La prima cosa che notiamo - e sarebbe stato impossibile il contrario - è il divano, che inizialmente sembra coperto da un plaid del Blackburn Rovers, invece no, è proprio un divano del Blackburn Rovers, fatto apposta, concepito per essere così. Da chi, preferirei non saperlo. Intorno tutto - dalle tazze ai bicchieri, dai tovaglioli alle tende - è bianco e blu. Nella maggior parte dei casi è un prodotto originale del Blackburn Rovers. Ovviamente dove non è arrivato il merchandising della squadra, Birdy ha fatto da solo. Alle pareti ci sono foto tutte rigorosamente dei giocatori dei Rovers.

Foto dell'autore insieme a Birdy a casa di Birdy.

Quando si avvicina alle scale e dice, «venite su, dove tengo tutta la roba del Blackburn» mi chiedo cosa possa esserci qualcosa di più di quel che abbiamo visto sotto. È un tripudio di magliette, bandiere, sciarpe, biglietti, ricordi oltre il limite dell’assurdo: non c’è un centimetro libero sul muro e a terra spuntano cartoni pieni di roba bianca e blu. Tira fuori tute, cravatte, spille e perfino scarpe di giocatori elencando i nomi come se parlasse di Maradona e Zico, o almeno Shearer. E invece no. Il primo paio di scarpe, scopriremo, sono di un giocatore degli anni Settanta che ha fatto appena qualche presenza. Lui quelle scarpe le coccola. Le seconde sono di un ragazzo degli anni Ottanta usate durante una partita della nazionale giovanile. Birdy parla, si esalta, poi si commuove. E non toglie nemmeno in casa il basco bianco e blu che indossava anche al pub. C’è anche la maglia di Shearer, ovviamente. Ma sono i dettagli dei calciatori che magari hanno giocato solo una partita col Blackburn a stupire.

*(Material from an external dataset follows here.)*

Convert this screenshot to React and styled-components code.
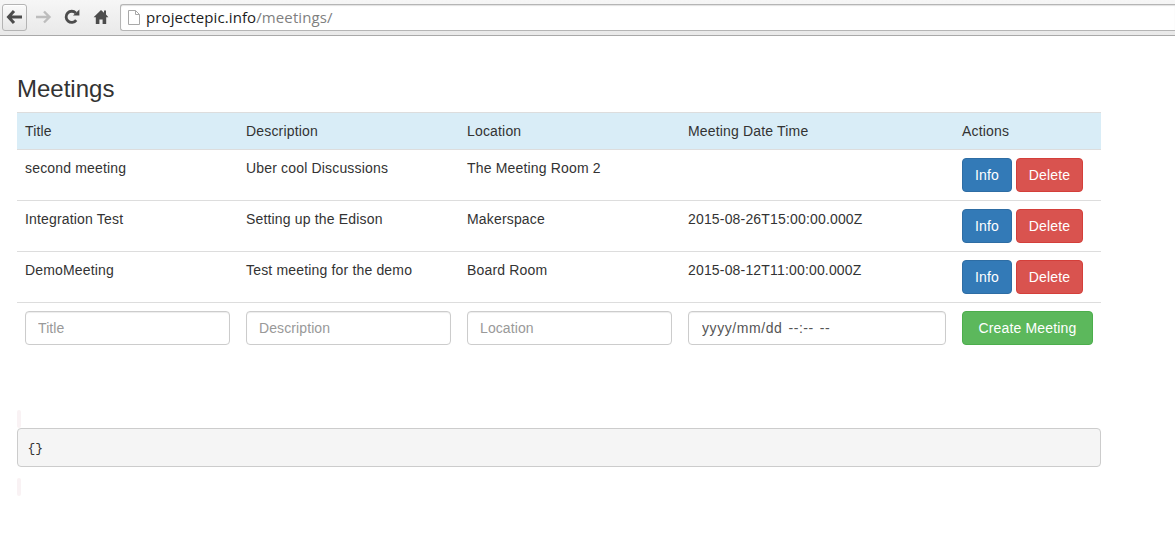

Anzi, diciamola tutta, a fare paura.

Quando, esausti, chiediamo di uscire, la porta è chiusa. Io penso «eccoci qua, ora ci uccide, ci fa imbalsamare e ci usa come manichini con la maglia del Blackburn». Invece no. Prova a mostrarci altra paccottiglia: è felice, convinto che non ci sia posto più bello al mondo anche per noi, ma alla fine desiste. Quando lo salutiamo sulla porta è ormai notte inoltrata. Per quanto ne so potremmo essere stati lì sei anni.

Con fare paterno, ci ricorda che ci sarà sempre un biglietto per noi ad Ewood Park, che ci pensa lui, che il Blackburn è casa nostra. Non torneremo più a Ewood Park, né a Blackburn. Ma lui lo rivedremo, qualche tempo dopo, su tutti i giornali inglesi. E no, non nelle pagine di cronaca nera per aver imbalsamato turisti con la divisa del Blackburn - che comunque era una possibilità -, ma in quelle di sport per aver visto almeno una partita in tutti e 92 gli stadi delle squadre professionistiche inglesi: a ognuno le sue vittorie.